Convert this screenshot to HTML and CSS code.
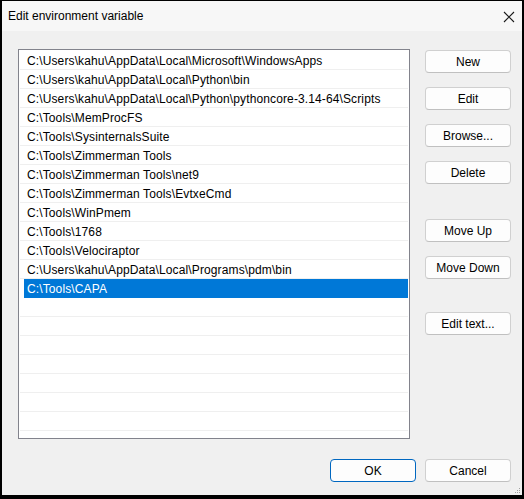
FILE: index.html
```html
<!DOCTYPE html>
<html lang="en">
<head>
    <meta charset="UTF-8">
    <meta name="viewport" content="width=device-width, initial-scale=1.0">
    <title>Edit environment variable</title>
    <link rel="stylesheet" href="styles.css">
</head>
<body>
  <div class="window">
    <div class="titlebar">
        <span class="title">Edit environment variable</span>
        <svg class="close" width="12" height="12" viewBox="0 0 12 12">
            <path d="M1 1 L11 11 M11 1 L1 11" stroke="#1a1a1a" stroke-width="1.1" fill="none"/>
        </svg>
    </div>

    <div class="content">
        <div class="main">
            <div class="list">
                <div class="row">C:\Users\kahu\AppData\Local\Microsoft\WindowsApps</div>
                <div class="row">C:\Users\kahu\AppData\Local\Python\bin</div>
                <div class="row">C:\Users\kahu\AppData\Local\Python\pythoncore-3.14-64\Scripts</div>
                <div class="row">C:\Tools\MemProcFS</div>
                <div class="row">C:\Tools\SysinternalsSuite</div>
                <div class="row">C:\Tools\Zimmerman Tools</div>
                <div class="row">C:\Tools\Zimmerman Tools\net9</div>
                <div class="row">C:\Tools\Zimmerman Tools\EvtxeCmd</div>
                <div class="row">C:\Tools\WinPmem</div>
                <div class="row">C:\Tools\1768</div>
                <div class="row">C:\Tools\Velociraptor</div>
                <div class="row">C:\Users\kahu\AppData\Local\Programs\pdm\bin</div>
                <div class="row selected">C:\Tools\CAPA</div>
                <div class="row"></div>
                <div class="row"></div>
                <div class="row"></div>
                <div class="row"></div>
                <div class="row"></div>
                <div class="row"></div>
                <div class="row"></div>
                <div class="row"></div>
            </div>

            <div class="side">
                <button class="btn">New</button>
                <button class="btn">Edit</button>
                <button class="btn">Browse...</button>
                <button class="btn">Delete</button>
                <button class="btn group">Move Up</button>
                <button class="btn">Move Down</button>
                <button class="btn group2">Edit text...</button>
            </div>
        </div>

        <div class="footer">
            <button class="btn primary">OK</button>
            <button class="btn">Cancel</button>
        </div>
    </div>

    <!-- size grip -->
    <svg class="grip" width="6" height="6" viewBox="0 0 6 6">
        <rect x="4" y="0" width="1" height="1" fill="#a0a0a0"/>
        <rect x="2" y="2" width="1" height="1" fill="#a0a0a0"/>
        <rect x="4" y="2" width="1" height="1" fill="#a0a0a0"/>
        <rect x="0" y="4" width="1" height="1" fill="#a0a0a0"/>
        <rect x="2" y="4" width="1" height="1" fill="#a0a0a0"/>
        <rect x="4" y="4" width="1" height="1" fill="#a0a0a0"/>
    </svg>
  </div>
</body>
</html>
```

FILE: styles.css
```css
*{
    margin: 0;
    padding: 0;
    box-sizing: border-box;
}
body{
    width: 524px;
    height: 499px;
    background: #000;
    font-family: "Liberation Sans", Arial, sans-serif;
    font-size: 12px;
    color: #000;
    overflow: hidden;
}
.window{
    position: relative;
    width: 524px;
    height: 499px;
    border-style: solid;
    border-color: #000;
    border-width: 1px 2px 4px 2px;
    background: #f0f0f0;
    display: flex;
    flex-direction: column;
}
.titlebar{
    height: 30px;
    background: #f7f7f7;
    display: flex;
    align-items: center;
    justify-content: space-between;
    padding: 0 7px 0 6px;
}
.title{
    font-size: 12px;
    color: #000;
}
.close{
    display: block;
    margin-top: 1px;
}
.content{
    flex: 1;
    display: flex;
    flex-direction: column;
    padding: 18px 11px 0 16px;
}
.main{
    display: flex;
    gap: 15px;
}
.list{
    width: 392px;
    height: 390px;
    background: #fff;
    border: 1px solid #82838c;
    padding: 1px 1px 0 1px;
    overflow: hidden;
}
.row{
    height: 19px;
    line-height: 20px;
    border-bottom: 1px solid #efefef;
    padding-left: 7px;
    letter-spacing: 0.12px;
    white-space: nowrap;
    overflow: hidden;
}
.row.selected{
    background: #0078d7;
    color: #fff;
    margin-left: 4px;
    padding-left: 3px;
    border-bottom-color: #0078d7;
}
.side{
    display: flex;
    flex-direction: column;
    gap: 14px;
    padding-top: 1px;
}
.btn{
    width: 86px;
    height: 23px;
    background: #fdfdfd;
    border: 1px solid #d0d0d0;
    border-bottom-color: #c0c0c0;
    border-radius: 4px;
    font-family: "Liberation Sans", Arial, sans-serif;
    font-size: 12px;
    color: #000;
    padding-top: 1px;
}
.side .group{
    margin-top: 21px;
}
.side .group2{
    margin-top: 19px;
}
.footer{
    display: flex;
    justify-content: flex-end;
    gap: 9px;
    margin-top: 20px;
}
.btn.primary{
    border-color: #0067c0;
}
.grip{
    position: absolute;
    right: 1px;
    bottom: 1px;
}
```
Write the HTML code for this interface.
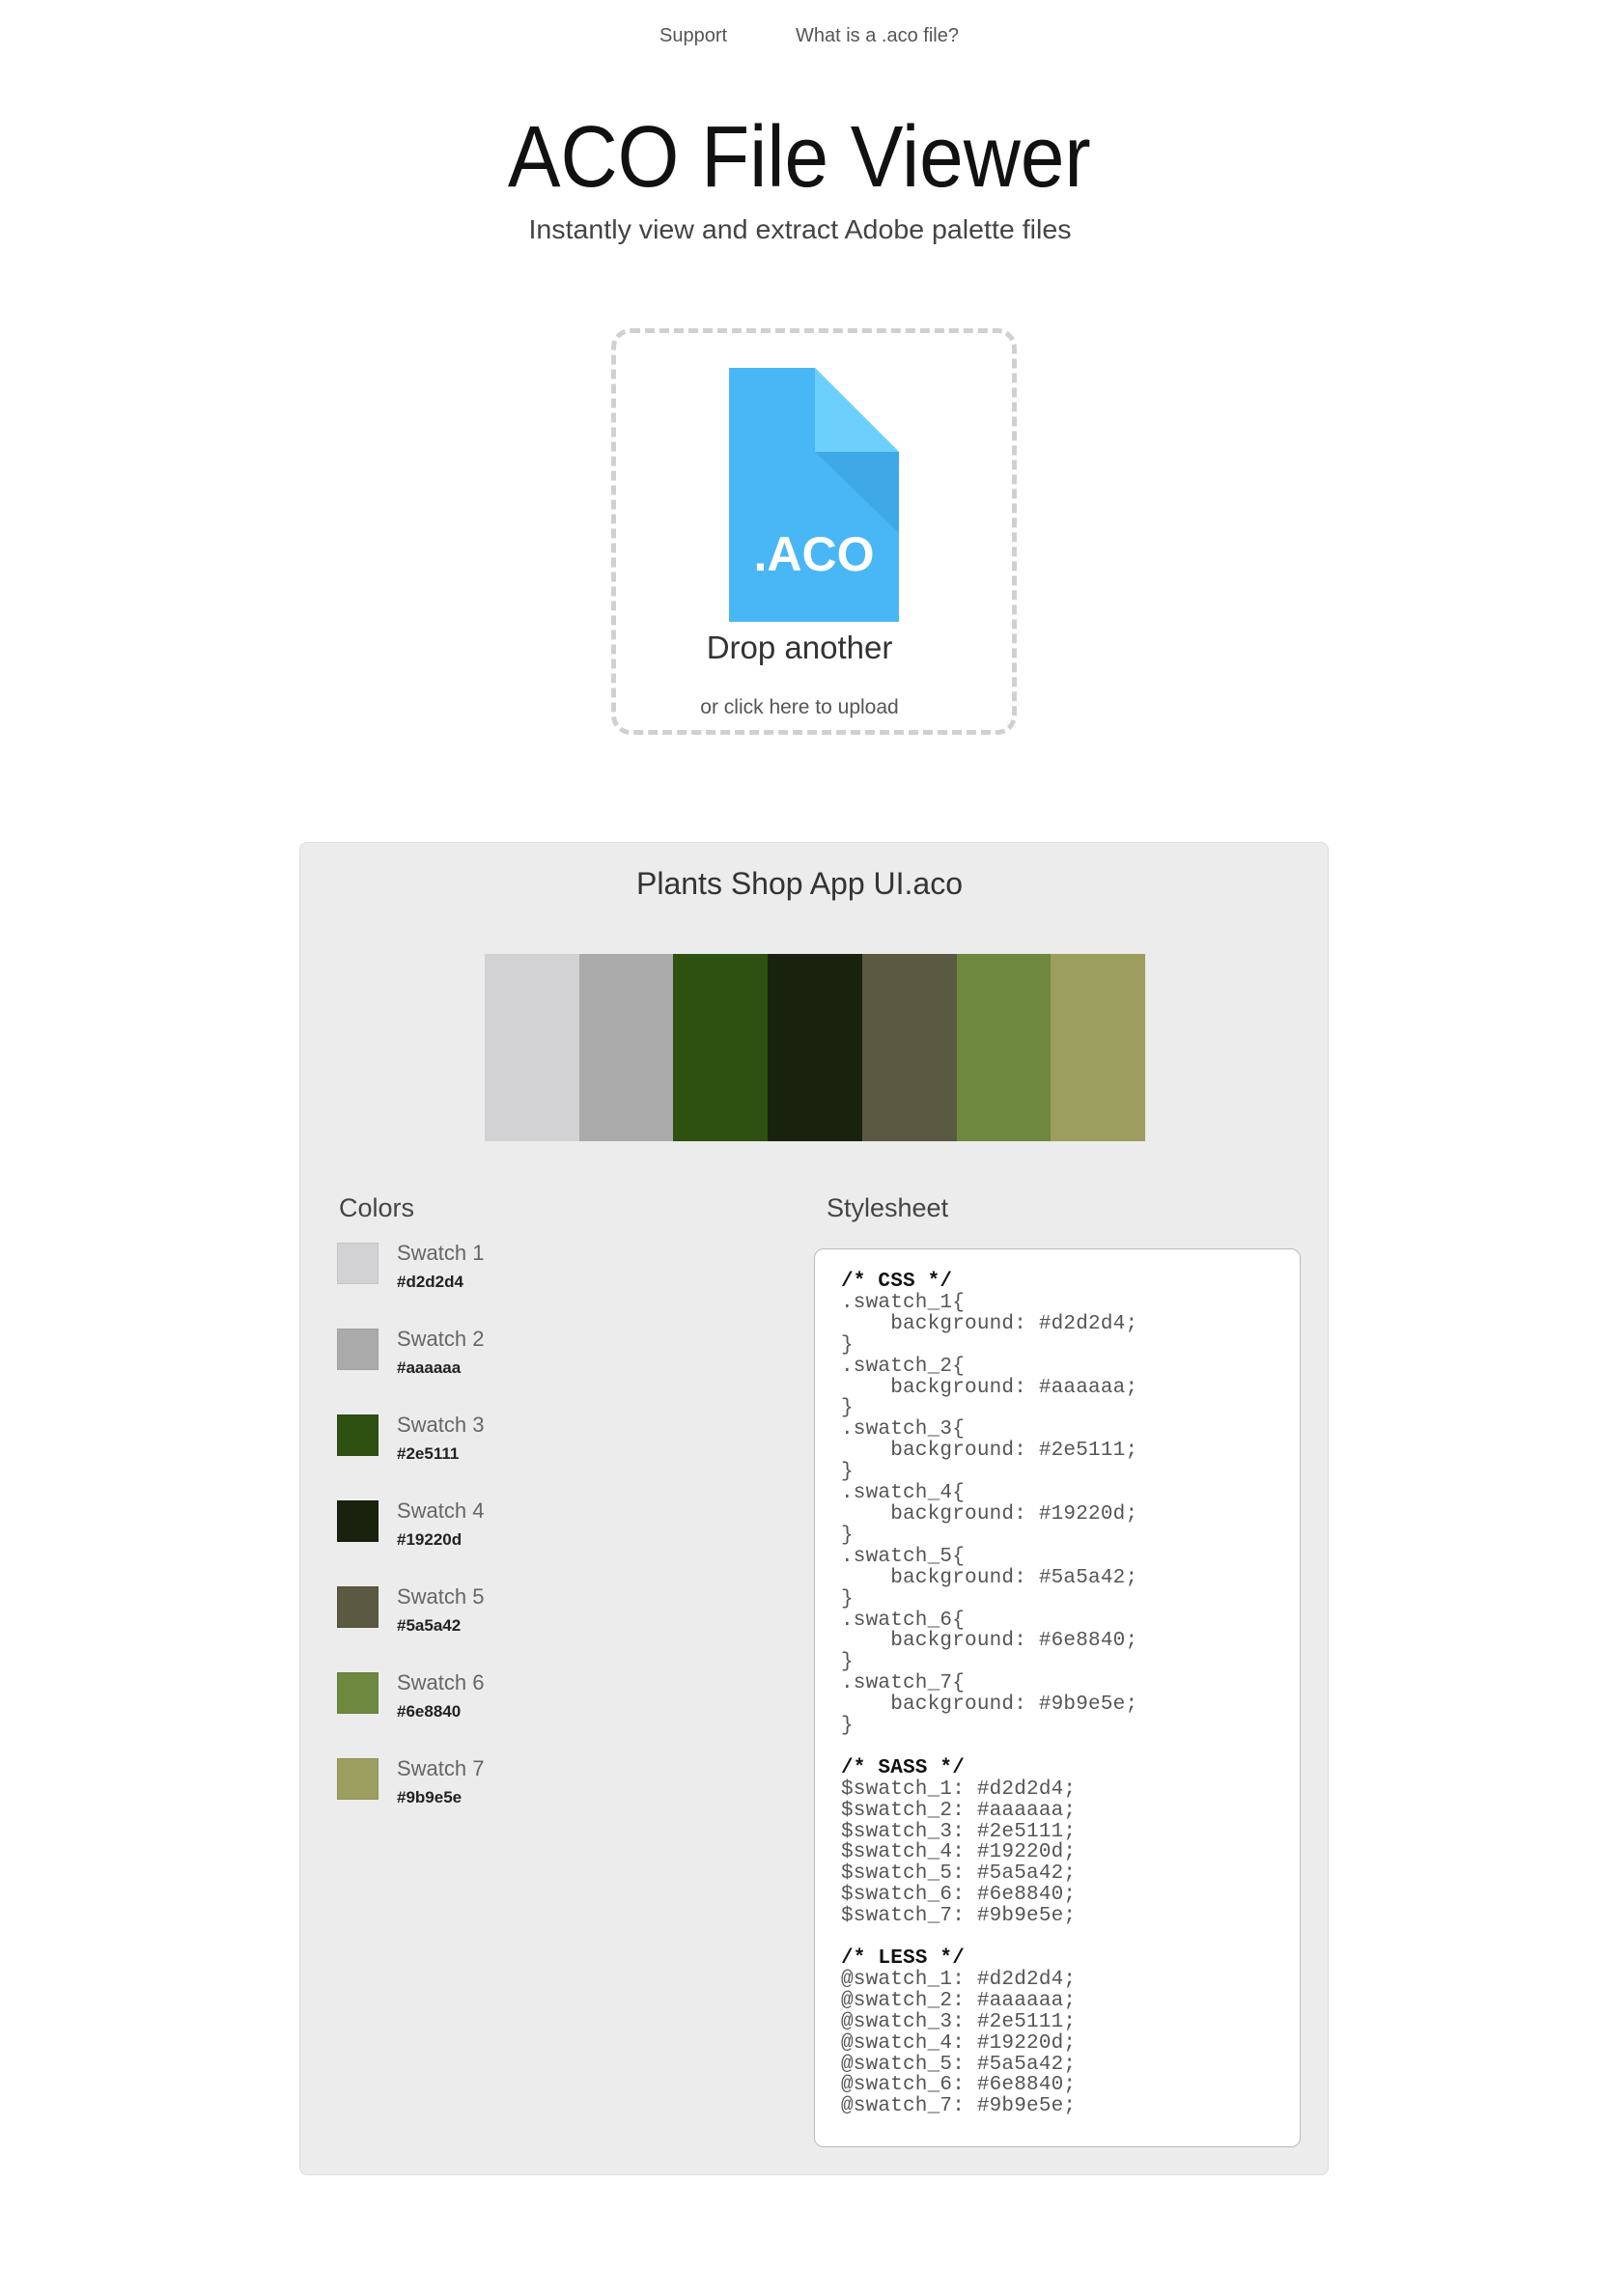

• _What is required_:
Print every entry above again without changing a word, and omit the pictures.

• _Output for this task_:
Convert this screenshot to HTML and CSS code.
FILE: index.html
```html
<!DOCTYPE html>
<html lang="en">
<head>
    <meta charset="UTF-8">
    <meta name="viewport" content="width=device-width, initial-scale=1.0">
    <title>Edit environment variable</title>
    <link rel="stylesheet" href="styles.css">
</head>
<body>
  <div class="window">
    <div class="titlebar">
        <span class="title">Edit environment variable</span>
        <svg class="close" width="12" height="12" viewBox="0 0 12 12">
            <path d="M1 1 L11 11 M11 1 L1 11" stroke="#1a1a1a" stroke-width="1.1" fill="none"/>
        </svg>
    </div>

    <div class="content">
        <div class="main">
            <div class="list">
                <div class="row">C:\Users\kahu\AppData\Local\Microsoft\WindowsApps</div>
                <div class="row">C:\Users\kahu\AppData\Local\Python\bin</div>
                <div class="row">C:\Users\kahu\AppData\Local\Python\pythoncore-3.14-64\Scripts</div>
                <div class="row">C:\Tools\MemProcFS</div>
                <div class="row">C:\Tools\SysinternalsSuite</div>
                <div class="row">C:\Tools\Zimmerman Tools</div>
                <div class="row">C:\Tools\Zimmerman Tools\net9</div>
                <div class="row">C:\Tools\Zimmerman Tools\EvtxeCmd</div>
                <div class="row">C:\Tools\WinPmem</div>
                <div class="row">C:\Tools\1768</div>
                <div class="row">C:\Tools\Velociraptor</div>
                <div class="row">C:\Users\kahu\AppData\Local\Programs\pdm\bin</div>
                <div class="row selected">C:\Tools\CAPA</div>
                <div class="row"></div>
                <div class="row"></div>
                <div class="row"></div>
                <div class="row"></div>
                <div class="row"></div>
                <div class="row"></div>
                <div class="row"></div>
                <div class="row"></div>
            </div>

            <div class="side">
                <button class="btn">New</button>
                <button class="btn">Edit</button>
                <button class="btn">Browse...</button>
                <button class="btn">Delete</button>
                <button class="btn group">Move Up</button>
                <button class="btn">Move Down</button>
                <button class="btn group2">Edit text...</button>
            </div>
        </div>

        <div class="footer">
            <button class="btn primary">OK</button>
            <button class="btn">Cancel</button>
        </div>
    </div>

    <!-- size grip -->
    <svg class="grip" width="6" height="6" viewBox="0 0 6 6">
        <rect x="4" y="0" width="1" height="1" fill="#a0a0a0"/>
        <rect x="2" y="2" width="1" height="1" fill="#a0a0a0"/>
        <rect x="4" y="2" width="1" height="1" fill="#a0a0a0"/>
        <rect x="0" y="4" width="1" height="1" fill="#a0a0a0"/>
        <rect x="2" y="4" width="1" height="1" fill="#a0a0a0"/>
        <rect x="4" y="4" width="1" height="1" fill="#a0a0a0"/>
    </svg>
  </div>
</body>
</html>
```

FILE: styles.css
```css
*{
    margin: 0;
    padding: 0;
    box-sizing: border-box;
}
body{
    width: 524px;
    height: 499px;
    background: #000;
    font-family: "Liberation Sans", Arial, sans-serif;
    font-size: 12px;
    color: #000;
    overflow: hidden;
}
.window{
    position: relative;
    width: 524px;
    height: 499px;
    border-style: solid;
    border-color: #000;
    border-width: 1px 2px 4px 2px;
    background: #f0f0f0;
    display: flex;
    flex-direction: column;
}
.titlebar{
    height: 30px;
    background: #f7f7f7;
    display: flex;
    align-items: center;
    justify-content: space-between;
    padding: 0 7px 0 6px;
}
.title{
    font-size: 12px;
    color: #000;
}
.close{
    display: block;
    margin-top: 1px;
}
.content{
    flex: 1;
    display: flex;
    flex-direction: column;
    padding: 18px 11px 0 16px;
}
.main{
    display: flex;
    gap: 15px;
}
.list{
    width: 392px;
    height: 390px;
    background: #fff;
    border: 1px solid #82838c;
    padding: 1px 1px 0 1px;
    overflow: hidden;
}
.row{
    height: 19px;
    line-height: 20px;
    border-bottom: 1px solid #efefef;
    padding-left: 7px;
    letter-spacing: 0.12px;
    white-space: nowrap;
    overflow: hidden;
}
.row.selected{
    background: #0078d7;
    color: #fff;
    margin-left: 4px;
    padding-left: 3px;
    border-bottom-color: #0078d7;
}
.side{
    display: flex;
    flex-direction: column;
    gap: 14px;
    padding-top: 1px;
}
.btn{
    width: 86px;
    height: 23px;
    background: #fdfdfd;
    border: 1px solid #d0d0d0;
    border-bottom-color: #c0c0c0;
    border-radius: 4px;
    font-family: "Liberation Sans", Arial, sans-serif;
    font-size: 12px;
    color: #000;
    padding-top: 1px;
}
.side .group{
    margin-top: 21px;
}
.side .group2{
    margin-top: 19px;
}
.footer{
    display: flex;
    justify-content: flex-end;
    gap: 9px;
    margin-top: 20px;
}
.btn.primary{
    border-color: #0067c0;
}
.grip{
    position: absolute;
    right: 1px;
    bottom: 1px;
}
```
Write the HTML code for this interface.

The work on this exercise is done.